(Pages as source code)
-- Start --

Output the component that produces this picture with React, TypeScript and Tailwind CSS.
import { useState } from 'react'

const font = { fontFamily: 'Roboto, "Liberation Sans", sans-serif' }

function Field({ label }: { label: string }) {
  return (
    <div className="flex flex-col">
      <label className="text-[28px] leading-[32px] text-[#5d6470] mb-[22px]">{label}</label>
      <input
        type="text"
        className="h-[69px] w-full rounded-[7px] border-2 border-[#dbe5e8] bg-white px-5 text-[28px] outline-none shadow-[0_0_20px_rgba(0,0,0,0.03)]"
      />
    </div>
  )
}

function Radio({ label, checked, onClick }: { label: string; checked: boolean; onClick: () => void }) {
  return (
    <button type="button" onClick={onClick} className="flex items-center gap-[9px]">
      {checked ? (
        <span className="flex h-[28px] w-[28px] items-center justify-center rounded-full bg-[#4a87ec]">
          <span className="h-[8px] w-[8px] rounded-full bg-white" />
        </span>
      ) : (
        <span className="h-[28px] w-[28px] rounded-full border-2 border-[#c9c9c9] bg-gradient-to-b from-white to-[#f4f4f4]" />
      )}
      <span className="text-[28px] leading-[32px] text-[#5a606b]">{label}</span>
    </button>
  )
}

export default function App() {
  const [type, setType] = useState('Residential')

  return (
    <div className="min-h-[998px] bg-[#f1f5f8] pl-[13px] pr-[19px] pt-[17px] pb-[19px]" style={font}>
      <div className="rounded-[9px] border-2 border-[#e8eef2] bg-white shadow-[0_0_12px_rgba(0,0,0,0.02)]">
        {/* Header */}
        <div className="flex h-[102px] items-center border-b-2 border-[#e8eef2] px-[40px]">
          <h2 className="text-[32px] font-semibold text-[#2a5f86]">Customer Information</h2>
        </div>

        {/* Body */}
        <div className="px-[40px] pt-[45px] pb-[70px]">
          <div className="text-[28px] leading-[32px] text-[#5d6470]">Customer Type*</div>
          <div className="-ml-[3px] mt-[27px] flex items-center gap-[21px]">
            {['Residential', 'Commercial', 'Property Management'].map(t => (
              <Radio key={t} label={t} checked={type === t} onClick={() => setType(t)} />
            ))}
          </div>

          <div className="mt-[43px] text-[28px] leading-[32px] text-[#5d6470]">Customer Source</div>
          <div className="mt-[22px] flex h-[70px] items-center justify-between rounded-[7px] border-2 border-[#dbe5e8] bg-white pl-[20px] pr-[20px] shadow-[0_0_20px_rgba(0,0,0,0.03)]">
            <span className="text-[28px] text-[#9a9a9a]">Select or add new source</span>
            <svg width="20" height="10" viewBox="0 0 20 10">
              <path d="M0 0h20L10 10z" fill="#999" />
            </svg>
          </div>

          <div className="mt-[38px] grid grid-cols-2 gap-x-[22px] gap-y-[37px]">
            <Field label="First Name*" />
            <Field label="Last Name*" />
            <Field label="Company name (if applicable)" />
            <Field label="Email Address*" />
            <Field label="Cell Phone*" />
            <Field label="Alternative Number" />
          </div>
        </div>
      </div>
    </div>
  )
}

-- End --
-- Start --

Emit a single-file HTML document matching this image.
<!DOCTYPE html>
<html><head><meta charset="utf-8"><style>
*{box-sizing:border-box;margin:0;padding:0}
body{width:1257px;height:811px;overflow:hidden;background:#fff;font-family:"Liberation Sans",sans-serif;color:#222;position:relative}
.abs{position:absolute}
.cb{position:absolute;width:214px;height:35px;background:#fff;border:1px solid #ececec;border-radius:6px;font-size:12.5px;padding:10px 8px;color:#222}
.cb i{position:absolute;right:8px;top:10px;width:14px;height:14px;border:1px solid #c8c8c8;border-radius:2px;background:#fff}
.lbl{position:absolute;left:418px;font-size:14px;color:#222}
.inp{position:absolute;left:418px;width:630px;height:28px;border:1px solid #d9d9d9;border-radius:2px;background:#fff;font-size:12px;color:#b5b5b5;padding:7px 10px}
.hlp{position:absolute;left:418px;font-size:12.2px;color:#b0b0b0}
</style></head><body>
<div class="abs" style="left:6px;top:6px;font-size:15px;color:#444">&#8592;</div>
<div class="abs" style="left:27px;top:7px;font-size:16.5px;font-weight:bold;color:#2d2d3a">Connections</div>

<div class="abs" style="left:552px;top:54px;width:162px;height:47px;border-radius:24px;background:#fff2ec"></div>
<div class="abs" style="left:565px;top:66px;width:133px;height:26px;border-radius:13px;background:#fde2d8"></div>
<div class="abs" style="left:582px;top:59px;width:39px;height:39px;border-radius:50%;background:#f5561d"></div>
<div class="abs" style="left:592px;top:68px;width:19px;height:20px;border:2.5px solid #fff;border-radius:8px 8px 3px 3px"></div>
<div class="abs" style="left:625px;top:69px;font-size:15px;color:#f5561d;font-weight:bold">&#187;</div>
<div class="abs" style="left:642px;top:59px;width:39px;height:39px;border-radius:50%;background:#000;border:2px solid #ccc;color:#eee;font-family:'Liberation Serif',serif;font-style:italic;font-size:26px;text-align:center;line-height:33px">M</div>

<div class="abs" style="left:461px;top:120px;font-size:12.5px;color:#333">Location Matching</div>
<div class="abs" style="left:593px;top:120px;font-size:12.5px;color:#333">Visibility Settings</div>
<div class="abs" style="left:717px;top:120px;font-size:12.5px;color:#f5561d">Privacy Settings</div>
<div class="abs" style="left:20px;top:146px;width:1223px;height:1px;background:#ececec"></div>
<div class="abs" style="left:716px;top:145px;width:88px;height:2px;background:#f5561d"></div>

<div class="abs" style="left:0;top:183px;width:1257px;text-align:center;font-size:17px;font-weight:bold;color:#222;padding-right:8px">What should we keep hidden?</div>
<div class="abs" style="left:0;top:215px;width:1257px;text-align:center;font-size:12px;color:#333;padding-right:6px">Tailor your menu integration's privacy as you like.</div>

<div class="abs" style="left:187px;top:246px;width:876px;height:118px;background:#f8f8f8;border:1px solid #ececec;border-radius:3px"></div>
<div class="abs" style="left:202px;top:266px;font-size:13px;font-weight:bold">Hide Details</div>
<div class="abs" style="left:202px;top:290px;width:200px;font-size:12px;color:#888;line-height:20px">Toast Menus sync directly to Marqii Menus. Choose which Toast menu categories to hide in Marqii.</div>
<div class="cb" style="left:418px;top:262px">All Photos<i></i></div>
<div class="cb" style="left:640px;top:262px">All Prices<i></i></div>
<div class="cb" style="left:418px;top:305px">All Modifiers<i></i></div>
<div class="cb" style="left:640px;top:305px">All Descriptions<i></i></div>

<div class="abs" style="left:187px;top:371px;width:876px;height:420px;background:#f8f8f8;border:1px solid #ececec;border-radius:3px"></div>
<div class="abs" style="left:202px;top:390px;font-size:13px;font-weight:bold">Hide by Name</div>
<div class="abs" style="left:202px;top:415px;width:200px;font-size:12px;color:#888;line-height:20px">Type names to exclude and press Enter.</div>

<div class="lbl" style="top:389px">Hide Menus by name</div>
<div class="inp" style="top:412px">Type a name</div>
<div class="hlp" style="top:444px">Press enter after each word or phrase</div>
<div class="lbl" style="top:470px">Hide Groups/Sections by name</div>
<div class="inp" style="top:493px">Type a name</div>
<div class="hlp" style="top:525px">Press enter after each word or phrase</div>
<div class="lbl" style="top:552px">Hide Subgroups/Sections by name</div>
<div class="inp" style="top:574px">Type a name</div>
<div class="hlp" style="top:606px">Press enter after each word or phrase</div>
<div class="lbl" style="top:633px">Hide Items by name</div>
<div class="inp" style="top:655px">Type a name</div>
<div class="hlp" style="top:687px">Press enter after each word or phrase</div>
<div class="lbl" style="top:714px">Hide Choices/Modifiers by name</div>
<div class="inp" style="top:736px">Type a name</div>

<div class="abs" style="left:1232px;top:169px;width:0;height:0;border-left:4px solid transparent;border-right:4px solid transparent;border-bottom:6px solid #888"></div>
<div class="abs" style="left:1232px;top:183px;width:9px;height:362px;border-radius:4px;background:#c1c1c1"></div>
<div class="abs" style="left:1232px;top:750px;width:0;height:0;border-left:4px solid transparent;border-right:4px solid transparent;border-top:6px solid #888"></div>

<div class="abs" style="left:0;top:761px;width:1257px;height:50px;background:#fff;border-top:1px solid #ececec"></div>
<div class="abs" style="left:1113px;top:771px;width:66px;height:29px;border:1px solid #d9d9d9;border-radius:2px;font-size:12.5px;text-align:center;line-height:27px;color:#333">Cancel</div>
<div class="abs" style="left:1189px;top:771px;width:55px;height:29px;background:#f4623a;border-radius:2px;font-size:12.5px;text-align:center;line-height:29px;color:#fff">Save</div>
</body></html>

-- End --

**TASK GOAL**
Search the entries for the word "this", then gather every line that has it.

**COMPLETE ANSWER**
Output the component that produces this picture with React, TypeScript and Tailwind CSS.
Emit a single-file HTML document matching this image.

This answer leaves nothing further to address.